1.3 SIGNIFICANCE OF STUDY
This work would help students who are in this field of study and other related courses, to understand and learn more about the role Nigeria plays in ECOWAS and her reasons for assuming such role. It would also be useful to businessmen and women, financial institutions, aspiring politicians and other interested members of the public. It would help them understand the stand Nigeria takes when it comes to matters relating to ECOWAS.
1.4 LITERATURE REVIEW
In the book, The Structure and Process of Foreign Policy Making and Implementation in Nigeria, 1960-1980, Olatunde Ojo outlined Nigeria's national interests. This includes 'Nigeria's political and security interests and the post civil war interest in indigenizing Nigeria's economy as a means of furthering the objective of developing, expanding and protecting the Nigerian bourgeoisie as the key to the development and growth of the national economy' as a factor which motivated Nigeria's decision to sponsor the formation of ECOWAS.  Ojo believes that Nigeria pursued the formation of ECOWAS in order to achieve its national interest in the economic, political and security aspects.

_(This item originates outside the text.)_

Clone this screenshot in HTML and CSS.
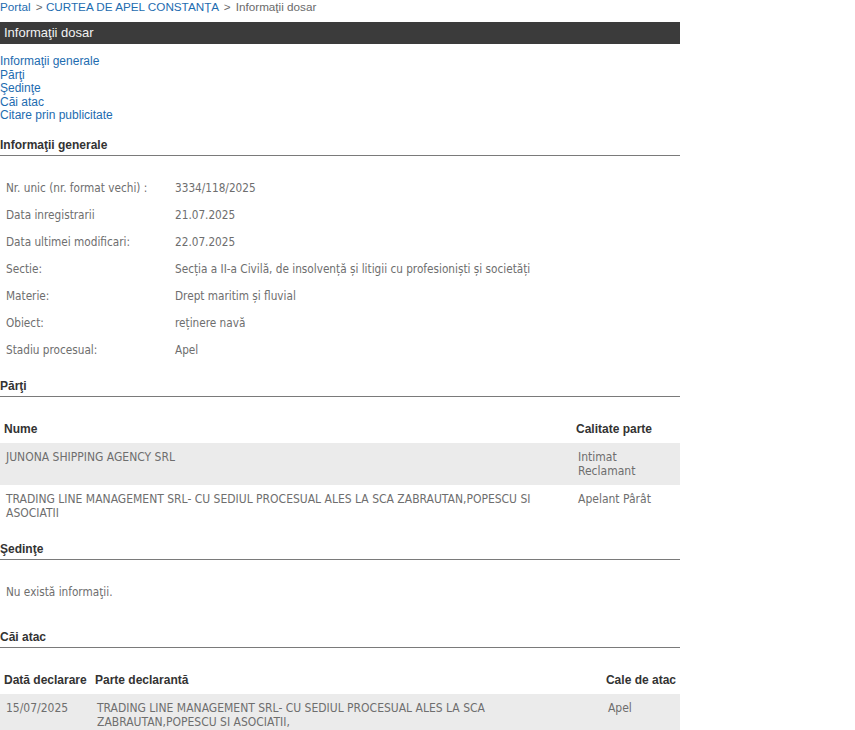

This is an important fact which will be useful in the writing of this project.
Olajide Aluko in Essays on Nigerian Foreign Policy suggests that threats to Nigeria's security made Nigeria to seek the formation and the encouragement of ECOWAS.  Although Nigeria's security was part of the reasons she decided to pursue the formation of ECOWAS, there were other reasons which have been left out by this author in this book. This project will point out these other reasons.
Ayo Akinbobola in "Nigeria's Membership in International Organizations in the Twentieth Century: An Analysis", Nigeria's membership of ECOWAS provided the basis for the fulfillment of her foreign policy of Africa as the centre piece of her foreign policy.  This is true considering the steps that have been taken by Nigeria to ensure that ECOWAS does not fail. These steps taken by Nigeria shall be discussed in this project to further buttress this point.
F.O Adeyemo in Dynamics of Nigeria's Foreign Policy 1993-1998, viewed economic, political, and socio cultural considerations as the basis for the establishment of ECOWAS in May, 1975. He further explained that economic, social and cultural interaction between Nigeria and ECOWAS member states compels Nigeria to adopt a more tolerant attitude to countries in West Africa in general and Nigeria's neighbours in particular.  This author views Nigeria's interest in ECOWAS in the political, economic and socio-cultural aspect but he failed to examine the security aspect.